A po kilkunastu minutach komunikat w TVP:

Otrzymaliśmy przed chwilą wiadomość, że hulajnoga pana prezydenta zderzyła się autobusem komunikacji miejskiej. Kierowca prawdopodobnie był pod złym wpływem. Na miejscu pracują służby, które zabezpieczyły m.innymi telefon komórkowy drugiej osoby w państwie. Pojawiają się już przypuszczenia, że mogło dojść do wyrafinowanego zamachu pod postacią zagadania naszego elekta, który jak wiadomo, rozmawia z każdym. Póki co nie mamy jeszcze informacji na temat stanu zdrowia poszkodowanego, ale całe pół Polski z pewnością modli się teraz o wstawiennictwo Króla Polski i naszej Królowej, wiecznie dziewicy.
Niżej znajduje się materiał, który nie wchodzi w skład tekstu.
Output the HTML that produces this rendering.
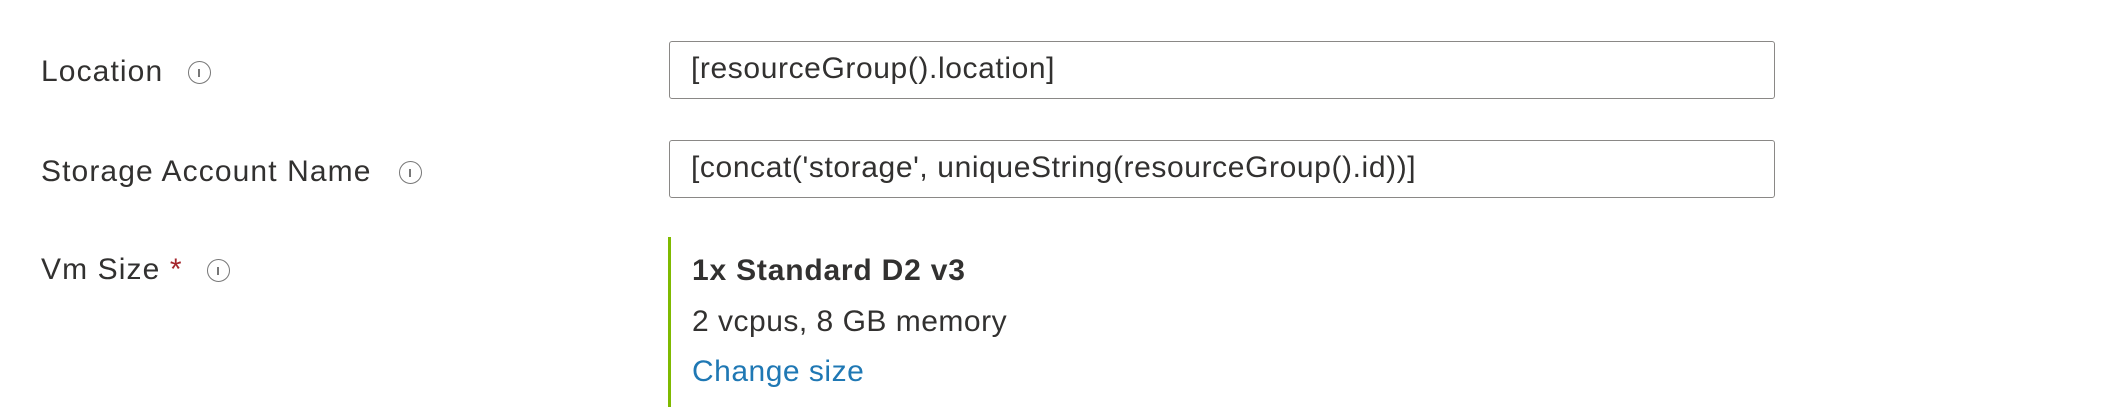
<!DOCTYPE html>
<html><head><style>
html,body{margin:0;padding:0;background:#fff;width:2120px;height:415px;overflow:hidden;position:relative;font-family:"Liberation Sans",sans-serif;color:#323130}
.l{position:absolute;left:41px;font-size:30px;letter-spacing:1.1px;line-height:36px}
.i{position:absolute;width:23px;height:23px;border:1.5px solid #777;border-radius:50%;box-sizing:border-box}
.i:after{content:"";position:absolute;left:9px;top:7px;width:1.5px;height:8px;background:#777}
.in{position:absolute;left:669px;width:1106px;height:58px;border:1.5px solid #8a8886;border-radius:3px;box-sizing:border-box;font-size:30px;line-height:54px;padding-left:21px;letter-spacing:0.6px}
.t{position:absolute;left:692px;font-size:30px;line-height:36px;letter-spacing:0.5px}
</style></head><body>
<div class="l" style="top:54px">Location</div><div class="i" style="left:188px;top:61px"></div>
<div class="l" style="top:154px">Storage Account Name</div><div class="i" style="left:399px;top:161px"></div>
<div class="l" style="top:252px">Vm Size <span style="color:#a4262c">*</span></div><div class="i" style="left:207px;top:259px"></div>
<div class="in" style="top:41px">[resourceGroup().location]</div>
<div class="in" style="top:140px">[concat('storage', uniqueString(resourceGroup().id))]</div>
<div style="position:absolute;left:668px;top:237px;width:3px;height:170px;background:#7fba00"></div>
<div class="t" style="top:253px;font-weight:bold;letter-spacing:0.8px">1x Standard D2 v3</div>
<div class="t" style="top:304px">2 vcpus, 8 GB memory</div>
<div class="t" style="top:354px;color:#1f78b4">Change size</div>
</body></html>
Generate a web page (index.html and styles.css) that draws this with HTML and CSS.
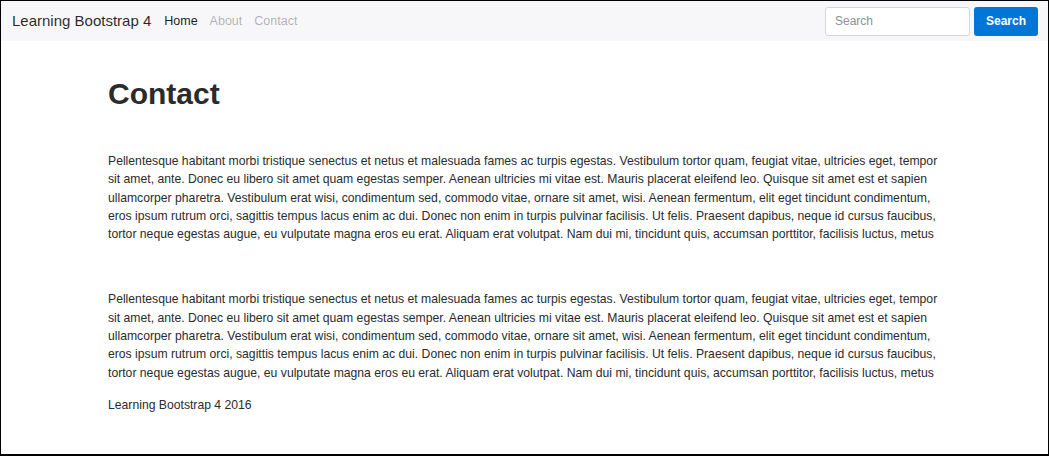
FILE: index.html
```html
<!DOCTYPE html>
<html lang="en">

<head>
    <meta charset="UTF-8">
    <meta name="viewport" content="width=device-width, initial-scale=1.0">
    <title>Contact | Learning Bootstrap 4</title>
    <link rel="stylesheet" href="styles.css">
</head>

<body>
    <nav class="navbar">
        <a class="brand" href="#">Learning Bootstrap 4</a>
        <ul class="nav-links">
            <li><a class="active" href="#">Home</a></li>
            <li><a href="#">About</a></li>
            <li><a href="#">Contact</a></li>
        </ul>
        <form class="search-form">
            <input type="text" placeholder="Search">
            <button type="button">Search</button>
        </form>
    </nav>

    <main class="container">
        <h1>Contact</h1>
        <p class="first">Pellentesque habitant morbi tristique senectus et netus et malesuada fames ac turpis egestas. Vestibulum tortor quam, feugiat vitae, ultricies eget, tempor sit amet, ante. Donec eu libero sit amet quam egestas semper. Aenean ultricies mi vitae est. Mauris placerat eleifend leo. Quisque sit amet est et sapien ullamcorper pharetra. Vestibulum erat wisi, condimentum sed, commodo vitae, ornare sit amet, wisi. Aenean fermentum, elit eget tincidunt condimentum, eros ipsum rutrum orci, sagittis tempus lacus enim ac dui. Donec non enim in turpis pulvinar facilisis. Ut felis. Praesent dapibus, neque id cursus faucibus, tortor neque egestas augue, eu vulputate magna eros eu erat. Aliquam erat volutpat. Nam dui mi, tincidunt quis, accumsan porttitor, facilisis luctus, metus</p>
        <p class="second">Pellentesque habitant morbi tristique senectus et netus et malesuada fames ac turpis egestas. Vestibulum tortor quam, feugiat vitae, ultricies eget, tempor sit amet, ante. Donec eu libero sit amet quam egestas semper. Aenean ultricies mi vitae est. Mauris placerat eleifend leo. Quisque sit amet est et sapien ullamcorper pharetra. Vestibulum erat wisi, condimentum sed, commodo vitae, ornare sit amet, wisi. Aenean fermentum, elit eget tincidunt condimentum, eros ipsum rutrum orci, sagittis tempus lacus enim ac dui. Donec non enim in turpis pulvinar facilisis. Ut felis. Praesent dapibus, neque id cursus faucibus, tortor neque egestas augue, eu vulputate magna eros eu erat. Aliquam erat volutpat. Nam dui mi, tincidunt quis, accumsan porttitor, facilisis luctus, metus</p>
        <footer>Learning Bootstrap 4 2016</footer>
    </main>
</body>

</html>
```

FILE: styles.css
```css
/* Reset & Global Styling */
* {
    margin: 0;
    padding: 0;
    box-sizing: border-box;
}

html {
    height: 100%;
}

body {
    height: 100%;
    font-family: 'Liberation Sans', Arial, sans-serif;
    font-size: 12.2px;
    line-height: 18.3px;
    color: #292b2c;
    background-color: #fff;
    border: 1px solid #000;
    border-bottom-width: 2px;
    overflow: hidden;
}

/* Navbar */
.navbar {
    display: flex;
    align-items: center;
    height: 40px;
    padding: 0 10px 0 11px;
    background-color: #f7f7f9;
}

.brand {
    font-size: 15px;
    color: rgba(0, 0, 0, 0.85);
    text-decoration: none;
    margin-right: 13px;
}

.nav-links {
    display: flex;
    list-style: none;
    gap: 12px;
    flex: 1;
}

.nav-links a {
    font-size: 12.5px;
    color: rgba(0, 0, 0, 0.3);
    text-decoration: none;
}

.nav-links a.active {
    color: rgba(0, 0, 0, 0.9);
}

.search-form {
    display: flex;
    gap: 4px;
}

.search-form input {
    width: 145px;
    height: 29px;
    padding: 0 9px;
    font-family: inherit;
    font-size: 12px;
    color: #464a4c;
    border: 1px solid #d6d6d6;
    border-radius: 3px;
    background: #fff;
}

.search-form input::placeholder {
    color: #8e9193;
}

.search-form button {
    width: 64px;
    height: 29px;
    font-family: inherit;
    font-size: 12px;
    font-weight: bold;
    color: #fff;
    background-color: #0275d8;
    border: none;
    border-radius: 3px;
}

/* Content */
.container {
    width: 832px;
    margin-left: 107px;
}

h1 {
    font-size: 30px;
    font-weight: bold;
    line-height: 33px;
    margin-top: 36px;
    color: #292b2c;
}

p.first {
    margin-top: 42px;
}

p.second {
    margin-top: 47px;
}

footer {
    margin-top: 14px;
}
```
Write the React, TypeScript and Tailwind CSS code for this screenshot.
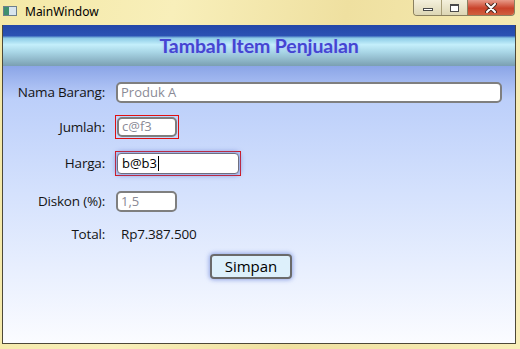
import React from "react";

const labelFont = { fontFamily: '"Open Sans", "Noto Sans", sans-serif' };

const Row = (props: { label: string; h: string; mt: string; children: React.ReactNode }) => {
  return (
    <div className={`flex items-center ${props.h} ${props.mt}`}>
      <div className="w-[102px] text-right text-[13.5px] text-[#141414] tracking-[-0.2px]">{props.label}</div>
      <div className="ml-[10px] flex items-center">{props.children}</div>
    </div>
  );
};

const App = () => {
  return (
    <div
      className="w-[520px] h-[349px] flex flex-col bg-[linear-gradient(100deg,#f4e8a6_0%,#f8efba_30%,#efe0a0_60%,#f8eeb8_100%)] overflow-hidden"
      style={labelFont}
    >
      {/* title bar */}
      <div className="h-[25px] flex items-start relative">
        <div className="mt-[6px] ml-[3px] w-[14px] h-[10px] border border-[#6d7f8c] bg-[linear-gradient(90deg,#3f8f6e_0%,#3f8f6e_45%,#d8e4ee_45%)]"></div>
        <div className="ml-[8px] mt-[3px] text-[12px] text-black" style={{ fontFamily: '"Noto Sans", sans-serif' }}>
          MainWindow
        </div>
        <div className="ml-auto mr-[5px] flex h-[16px] rounded-b-[4px] border border-t-0 border-[#8a8060] overflow-hidden">
          <div className="w-[28px] flex items-center justify-center bg-[linear-gradient(#f4f0dc,#ddd6b4)] border-r border-[#a89e78]">
            <div className="w-[10px] h-[3px] border border-[#4a4a4a] bg-white mt-[3px]"></div>
          </div>
          <div className="w-[26px] flex items-center justify-center bg-[linear-gradient(#f4f0dc,#ddd6b4)] border-r border-[#8a8060]">
            <div className="w-[9px] h-[8px] border border-[#4a4a4a] border-t-2 bg-white"></div>
          </div>
          <div className="w-[46px] flex items-center justify-center bg-[linear-gradient(#e89a88,#c9422a_55%,#d0603e)]">
            <svg width="12" height="10" viewBox="0 0 12 10">
              <path d="M2 1 L10 9 M10 1 L2 9" stroke="#4a2a20" strokeWidth="4" strokeLinecap="round" />
              <path d="M2 1 L10 9 M10 1 L2 9" stroke="#ffffff" strokeWidth="2" strokeLinecap="round" />
            </svg>
          </div>
        </div>
      </div>

      {/* client area */}
      <div className="ml-[2px] mr-[4px] h-[319px] flex flex-col border-l border-r border-b border-[#4d4838]">
        <div
          className="h-[41px] flex items-center justify-center bg-[linear-gradient(180deg,#2447a8_0%,#2b52b3_26%,#8ccbe6_32%,#c4effb_48%,#a9d6e6_66%,#7a9fb2_100%)]"
        >
          <div
            className="text-[19.5px] font-bold text-[#4545d2] tracking-[-0.1px]"
            style={{ fontFamily: 'Lato, "Open Sans", sans-serif', textShadow: "0 0 3px rgba(160,170,255,0.7)" }}
          >
            Tambah Item Penjualan
          </div>
        </div>

        <div className="flex-1 flex flex-col bg-[linear-gradient(180deg,#8ba5e7_0%,#bccffa_12%,#d4e1fd_45%,#fbfcff_100%)]">
          <Row label="Nama Barang:" h="h-[21px]" mt="mt-[16px]">
            <div className="ml-[1px] w-[386px] h-[21px] border-2 border-[#7f7f7f] rounded-[5px] bg-white flex items-center px-[3px] text-[13px] text-[#8a8a96]">
              Produk A
            </div>
          </Row>
          <Row label="Jumlah:" h="h-[24px]" mt="mt-[12px]">
            <div className="border border-[#e01010] p-[1px]">
              <div className="w-[60px] h-[20px] border-2 border-[#7f7f7f] rounded-[5px] bg-white flex items-center px-[3px] text-[13px] text-[#8a8a96]">
                c@f3
              </div>
            </div>
          </Row>
          <Row label="Harga:" h="h-[25px]" mt="mt-[12px]">
            <div className="border border-[#e01010] p-[1px]">
              <div className="w-[122px] h-[21px] border border-[#6f6f7f] rounded-[4px] bg-white flex items-center px-[4px] text-[13px] text-black shadow-[0_0_4px_2px_rgba(90,110,200,0.5)]">
                b@b3<span className="ml-[1px] w-[1px] h-[15px] bg-black"></span>
              </div>
            </div>
          </Row>
          <Row label="Diskon (%):" h="h-[21px]" mt="mt-[15px]">
            <div className="ml-[1px] w-[61px] h-[21px] border-2 border-[#7f7f7f] rounded-[5px] bg-white flex items-center px-[3px] text-[13px] text-[#8a8a96]">
              1,5
            </div>
          </Row>
          <Row label="Total:" h="h-[18px]" mt="mt-[13px]">
            <div className="ml-[6px] text-[13.5px] text-[#141414] tracking-[-0.2px]">Rp7.387.500</div>
          </Row>
          <div className="mt-[11px] ml-[207px] w-[82px] h-[25px] border-2 border-[#6a6a6a] rounded-[4px] bg-[#ddf0fb] flex items-center justify-center text-[15px] text-black shadow-[0_0_4px_1px_rgba(80,110,210,0.55)]">
            Simpan
          </div>
        </div>
      </div>
    </div>
  );
};

export default App;
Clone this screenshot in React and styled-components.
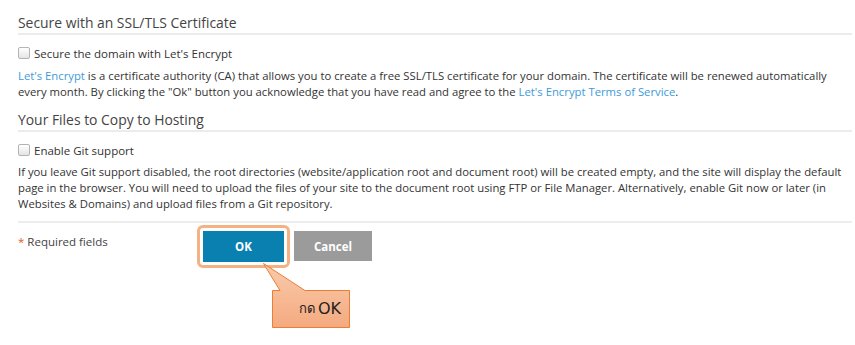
import React from "react";
import styled, { createGlobalStyle } from "styled-components";

const GlobalStyle = createGlobalStyle`
  body {
    margin: 0;
    background: #fff;
    font-family: "Open Sans", "Noto Sans", sans-serif;
    color: #333;
  }
`;

const Page = styled.div`
  position: relative;
  width: 855px;
  height: 345px;
  box-sizing: border-box;
  padding: 13px 3px 0 18px;
  overflow: hidden;
`;

const SectionTitle = styled.h3`
  margin: ${(p) => (p.first ? "0" : "10px")} 0 0;
  font-size: 13.9px;
  font-weight: 400;
  line-height: 20px;
  color: #444;
  border-bottom: 2px solid #ececec;
`;

const CheckRow = styled.label`
  display: flex;
  align-items: center;
  gap: 4px;
  margin-top: 10px;
  height: 16px;
  font-size: 11.5px;
  color: #333;
`;

const Box = styled.span`
  width: 10px;
  height: 10px;
  border: 1px solid #b3b3b3;
  border-radius: 2px;
  background: linear-gradient(#ffffff, #e4e4e4);
`;

const Para = styled.p`
  margin: ${(p) => p.top || 7}px 0 0;
  font-size: 11.3px;
  line-height: 16px;
  color: #333;
  a {
    color: #3d9ad8;
    text-decoration: none;
  }
`;

const Divider = styled.div`
  margin-top: 9px;
  border-top: 2px solid #ededed;
`;

const Footer = styled.div`
  display: flex;
  align-items: flex-start;
  margin-top: 2px;
`;

const Required = styled.div`
  width: 179px;
  padding-top: 9px;
  font-size: 11.5px;
  line-height: 16px;
  color: #444;
  span {
    color: #e0611b;
  }
`;

const Highlight = styled.div`
  padding: 3px;
  border: 3px solid #f4b183;
  border-radius: 6px;
`;

const Button = styled.button`
  display: block;
  width: ${(p) => (p.primary ? 81 : 78)}px;
  height: ${(p) => (p.primary ? 31 : 30)}px;
  margin: ${(p) => (p.primary ? 0 : "6px 0 0 4px")};
  border: none;
  background: ${(p) => (p.primary ? "#0a80b0" : "#9b9b9b")};
  color: #fff;
  font-family: "Open Sans", sans-serif;
  font-size: 11.5px;
  font-weight: 700;
  cursor: pointer;
`;

const Callout = styled.div`
  position: absolute;
  left: 262px;
  top: 262px;
  width: 90px;
  height: 68px;
`;

const CalloutText = styled.div`
  position: absolute;
  left: 10px;
  top: 28px;
  width: 77px;
  height: 37px;
  display: flex;
  align-items: center;
  padding-left: 27px;
  box-sizing: border-box;
  font-family: "DejaVu Sans", "Noto Sans", sans-serif;
  font-size: 16px;
  color: #222;
  white-space: nowrap;
  b {
    font-weight: 400;
    font-size: 13px;
    margin-right: 3px;
  }
`;

export default function App() {
  return (
    <>
      <GlobalStyle />
      <Page>
        <SectionTitle first>Secure with an SSL/TLS Certificate</SectionTitle>
        <CheckRow>
          <Box />
          Secure the domain with Let's Encrypt
        </CheckRow>
        <Para>
          <a href="#le">Let's Encrypt</a> is a certificate authority (CA) that
          allows you to create a free SSL/TLS certificate for your domain. The
          certificate will be renewed automatically every month. By clicking the
          "Ok" button you acknowledge that you have read and agree to the{" "}
          <a href="#tos">Let's Encrypt Terms of Service</a>.
        </Para>

        <SectionTitle>Your Files to Copy to Hosting</SectionTitle>
        <CheckRow>
          <Box />
          Enable Git support
        </CheckRow>
        <Para top={6}>
          If you leave Git support disabled, the root directories
          (website/application root and document root) will be created empty,
          and the site will display the default page in the browser. You will
          need to upload the files of your site to the document root using FTP
          or File Manager. Alternatively, enable Git now or later (in Websites
          &amp; Domains) and upload files from a Git repository.
        </Para>

        <Divider />
        <Footer>
          <Required>
            <span>*</span> Required fields
          </Required>
          <Highlight>
            <Button primary>OK</Button>
          </Highlight>
          <Button>Cancel</Button>
        </Footer>

        <Callout>
          <svg width="90" height="68" viewBox="0 0 90 68">
            <defs>
              <linearGradient id="cg" x1="0" y1="0" x2="0" y2="1">
                <stop offset="0" stopColor="#f9cbab" />
                <stop offset="1" stopColor="#f4aa80" />
              </linearGradient>
            </defs>
            <path
              d="M1.5 1.5 L18 28.5 H10.5 V65.5 H87.5 V28.5 H43 Z"
              fill="url(#cg)"
              stroke="#ed7d31"
              strokeWidth="1"
            />
          </svg>
          <CalloutText>
            <b>กด</b>OK
          </CalloutText>
        </Callout>
      </Page>
    </>
  );
}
A mnie jest przykro, że nie zdążyłem wysłać drugiemu zdjęcia Ruhli. Ale skoro zagląda na nasze forum, to pomyślałem sobie, że po prostu wkleję je tutaj i jak wyzdrowieje, to będzie miał jak znalazł. Oto więc Ruhla dla poszkodowanego, miejmy nadzieję, że nie na umyśle, bo tego byłoby już za wiele.

Pantryjota

 

Dawniej też Pantryjota, a więcej o mnie w stopce.

Kategoria: Polityka, geopolityka (6), Różności niesklasyfikowane (8)
  1. Krakowianka Jedna pisze:

    Oj Pantrysiu,Pantrysiu… kawalarz z Ciebie :)))) A Ruhla całkiem atrakcyjna :)))

  2. Pantryjota pisze:

    Krakowianka Jedna,

    Ba, każda była kiedyś atrakcyjna na swój indywidualny sposób 🙂

  3. Pantryjota pisze:

    Odszedł były szef Ruhli:

    https://fakty.interia.pl/polska/news-nie-zyje-jerzy-konieczny-byly-szef-uop,nId,4640351

    Podobno niegłupi facet był.
    Teraz nie ma już czegoś takiego jak Urząd Ochrony Państwa, bo nie ma państwa w tradycyjnym tego słowa rozumieniu.